### Data supplied

+++

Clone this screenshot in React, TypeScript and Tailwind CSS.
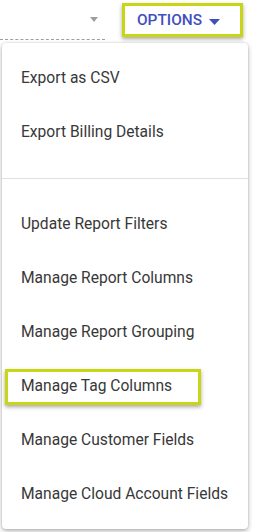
import React from "react";

const items1 = ["Export as CSV", "Export Billing Details"];
const items2 = [
  "Update Report Filters",
  "Manage Report Columns",
  "Manage Report Grouping",
  "Manage Tag Columns",
  "Manage Customer Fields",
  "Manage Cloud Account Fields",
];

function Item({ label }: { label: string }) {
  const hl = label === "Manage Tag Columns";
  return (
    <div className="relative h-[54px] flex items-center pl-[19px] pt-[4px] text-[15.6px] text-[#383838]">
      {hl && (
        <div className="absolute left-[3px] top-[11px] w-[196px] h-[36px] border-[3px] border-[#c8d616] shadow-[0_2px_4px_rgba(0,0,0,0.35)]" />
      )}
      <span className="relative">{label}</span>
    </div>
  );
}

export default function App() {
  return (
    <div
      className="w-[255px] h-[532px] bg-white overflow-hidden"
      style={{ fontFamily: "Roboto, 'Liberation Sans', sans-serif" }}
    >
      <div className="flex h-[40px]">
        <div className="w-[105px] h-[40px] border-b border-dashed border-[#9e9e9e] flex items-start justify-end pr-[7px] pt-[17px]">
          <svg width="8" height="5" viewBox="0 0 8 5">
            <path d="M0 0 L8 0 L4 5 Z" fill="#9e9e9e" />
          </svg>
        </div>
        <div className="ml-[17px] mt-[3px] w-[121px] h-[34px] border-[3px] border-[#c8d616] shadow-[0_2px_4px_rgba(0,0,0,0.35)] flex items-center pl-[12px] pt-[2px] gap-[7px]">
          <span className="text-[15.4px] font-medium text-[#3f4fc0]">OPTIONS</span>
          <svg width="11" height="6" viewBox="0 0 11 6" className="mt-[1px]">
            <path d="M0 0 L11 0 L5.5 6 Z" fill="#3f4fc0" />
          </svg>
        </div>
      </div>
      <div className="ml-[2px] mt-[3px] w-[246px] bg-white rounded-[4px] shadow-[0_2px_5px_rgba(0,0,0,0.3),0_0_2px_rgba(0,0,0,0.15)] pt-[7px] pb-[9px]">
        {items1.map((l) => (
          <Item key={l} label={l} />
        ))}
        <div className="mt-[20px] mb-[17px] h-px bg-[#e0e0e0]" />
        {items2.map((l) => (
          <Item key={l} label={l} />
        ))}
      </div>
    </div>
  );
}
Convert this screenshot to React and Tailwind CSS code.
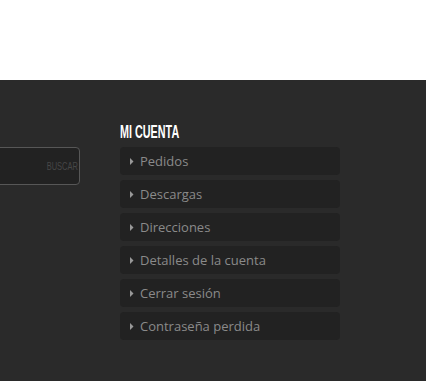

+++

### Request
Copy each line in full and exactly, omitting any picture.

### Exercise answer
Clone this screenshot in React, TypeScript and Tailwind CSS.
import React from "react";

const items1 = ["Export as CSV", "Export Billing Details"];
const items2 = [
  "Update Report Filters",
  "Manage Report Columns",
  "Manage Report Grouping",
  "Manage Tag Columns",
  "Manage Customer Fields",
  "Manage Cloud Account Fields",
];

function Item({ label }: { label: string }) {
  const hl = label === "Manage Tag Columns";
  return (
    <div className="relative h-[54px] flex items-center pl-[19px] pt-[4px] text-[15.6px] text-[#383838]">
      {hl && (
        <div className="absolute left-[3px] top-[11px] w-[196px] h-[36px] border-[3px] border-[#c8d616] shadow-[0_2px_4px_rgba(0,0,0,0.35)]" />
      )}
      <span className="relative">{label}</span>
    </div>
  );
}

export default function App() {
  return (
    <div
      className="w-[255px] h-[532px] bg-white overflow-hidden"
      style={{ fontFamily: "Roboto, 'Liberation Sans', sans-serif" }}
    >
      <div className="flex h-[40px]">
        <div className="w-[105px] h-[40px] border-b border-dashed border-[#9e9e9e] flex items-start justify-end pr-[7px] pt-[17px]">
          <svg width="8" height="5" viewBox="0 0 8 5">
            <path d="M0 0 L8 0 L4 5 Z" fill="#9e9e9e" />
          </svg>
        </div>
        <div className="ml-[17px] mt-[3px] w-[121px] h-[34px] border-[3px] border-[#c8d616] shadow-[0_2px_4px_rgba(0,0,0,0.35)] flex items-center pl-[12px] pt-[2px] gap-[7px]">
          <span className="text-[15.4px] font-medium text-[#3f4fc0]">OPTIONS</span>
          <svg width="11" height="6" viewBox="0 0 11 6" className="mt-[1px]">
            <path d="M0 0 L11 0 L5.5 6 Z" fill="#3f4fc0" />
          </svg>
        </div>
      </div>
      <div className="ml-[2px] mt-[3px] w-[246px] bg-white rounded-[4px] shadow-[0_2px_5px_rgba(0,0,0,0.3),0_0_2px_rgba(0,0,0,0.15)] pt-[7px] pb-[9px]">
        {items1.map((l) => (
          <Item key={l} label={l} />
        ))}
        <div className="mt-[20px] mb-[17px] h-px bg-[#e0e0e0]" />
        {items2.map((l) => (
          <Item key={l} label={l} />
        ))}
      </div>
    </div>
  );
}
Convert this screenshot to React and Tailwind CSS code.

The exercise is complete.